Revenons à Nîmes : en 1945, le premier geste pour fédérer les citoyens déchirés par la guerre et célébrer le retour vers la lumière et la joie fut précisément d’organiser une corrida, cette « fête du courage » chantée dans  Carmen et par laquelle elle est désignée en Espagne (« fiesta brava »). La mise à mort ritualisée de six taureaux sous le plein soleil de la paix retrouvée se substitua  à la mise à mort sauvage de millions d’hommes dans l’arène européenne et les ténèbres de la guerre. Oui, la corrida est bien un élément civilisateur, fédérateur et à ce titre, en quoi serait-elle plus condamnable que la mise à mort dans les abattoirs de millions d’animaux pour fournir en excès et sans nécessité vitale de la viande à manger ??

Si les abolitionnistes s’expriment au nom d’une certaine sensibilité (une incapacité à voir souffrir un animal),  de quel droit pourrait-il l’invoquer pour en faire une loi d’interdiction de la corrida ?  En quoi  leur position serait-elle plus morale que celle des aficionados venus apprendre à l’école de la corrida le sens du courage et du « pundonor », s’émouvoir de sa beauté soumise à des règles éthiques?  Dans  les commentaires nauséabonds déversés sur internet pat certains anti-taurins à l’annonce de la blessure grave de José Tomas, on reconnaît une haine certaine, irréductible, doublée d’une empathie névrotique avec l’animal plutôt qu’avec l’homme. Si donc le taureau permet la réunion et même la communion de plusieurs milliers de personnes dans une même enceinte, de tout horizon géographique ou social, s’il permet à quelqu’un avec son seul courage et sa seule technique de devenir un héros, alors la tauromachie  relève bien d’un humanisme, et non de cet animalisme des anti-taurins, fait de zoolâtrie, de misanthropie et de méconnaissance profonde du monde animal comme des règles tauromachiques…
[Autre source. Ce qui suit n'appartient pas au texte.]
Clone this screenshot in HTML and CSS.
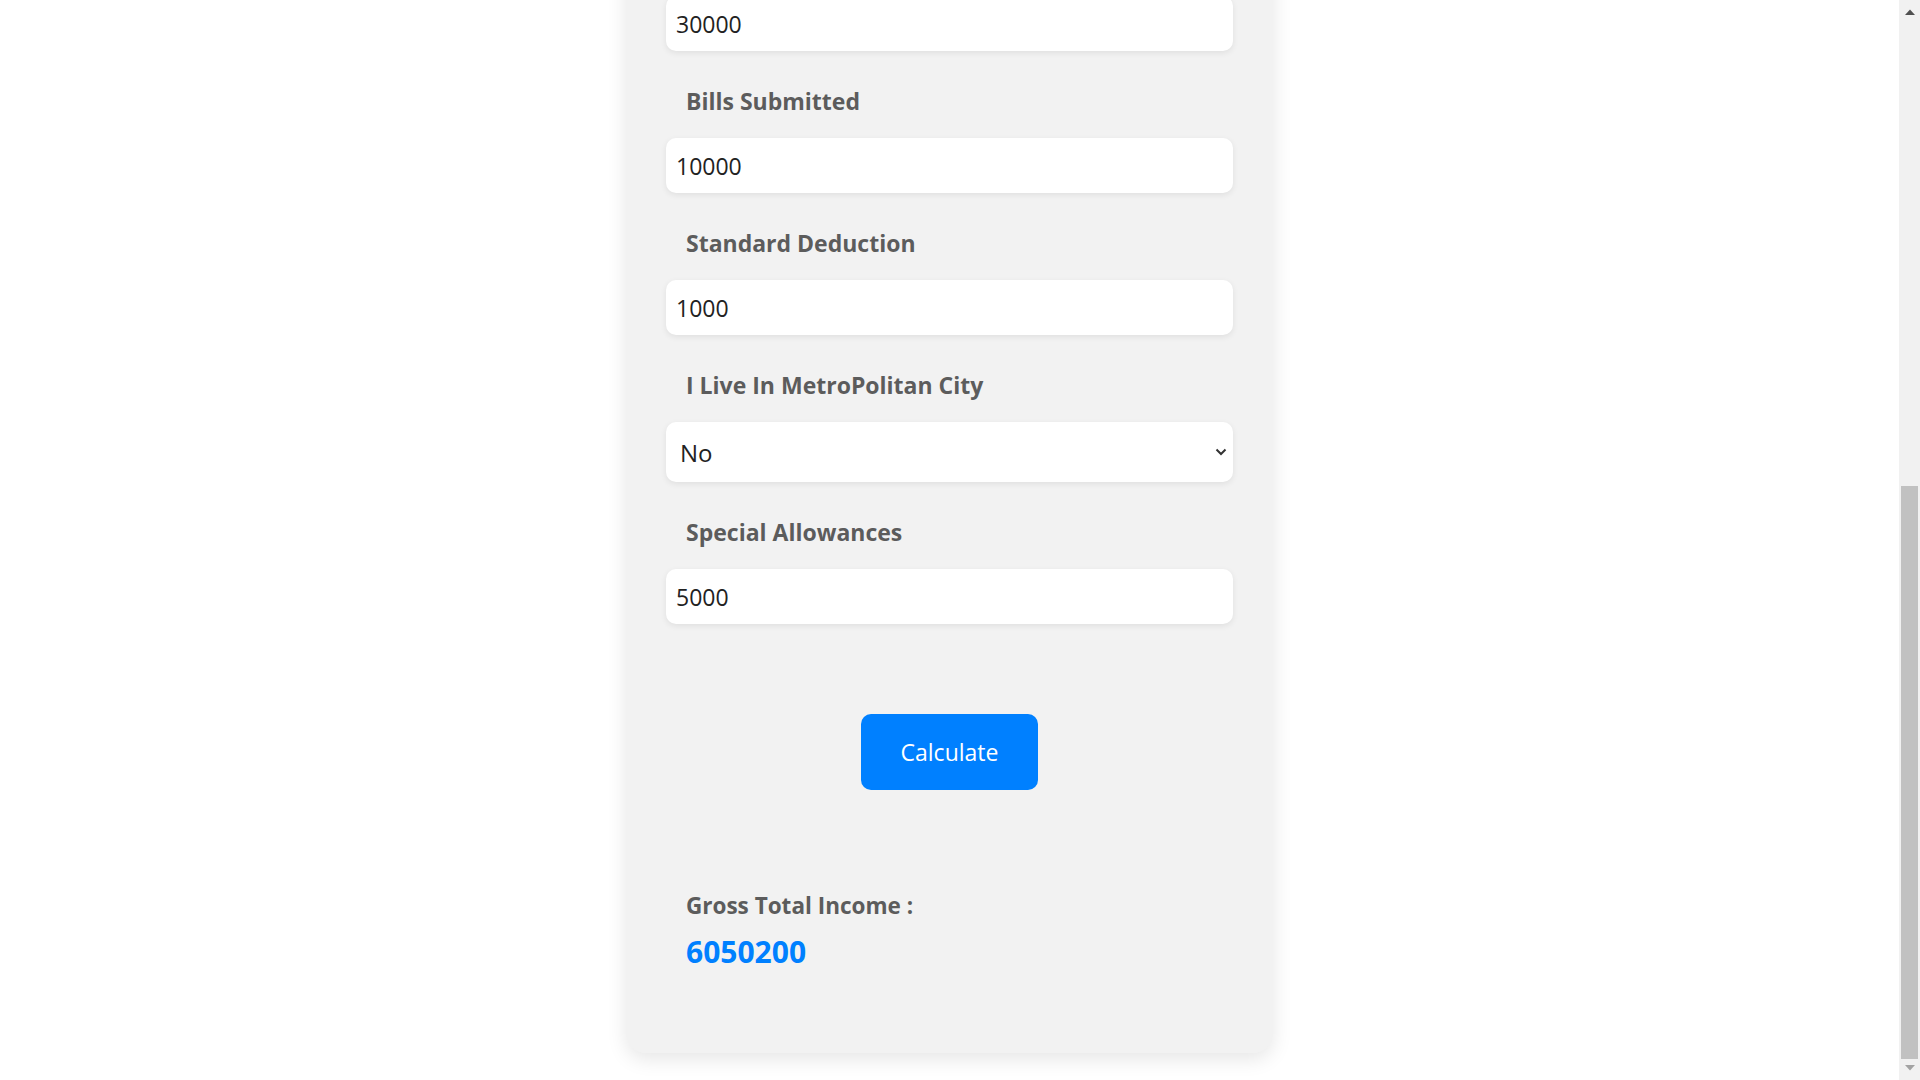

En décembre 1938, Michel Leiris, militant infatigable des droits de l’homme qui légua tous sa fortune (conséquente) à différentes associations humanitaires ou philanthropiques, qui présente le visage sans compromission d’un humanisme actif, affirme ainsi à un autre écrivain français, Maurice Heine, qui condamnait  la tauromachie : «la corrida est une des  rares choses qui vaillent la peine d’être défendue. »  Oui, la légitimité culturelle de la corrida doit participer à fonder le droit à son expression.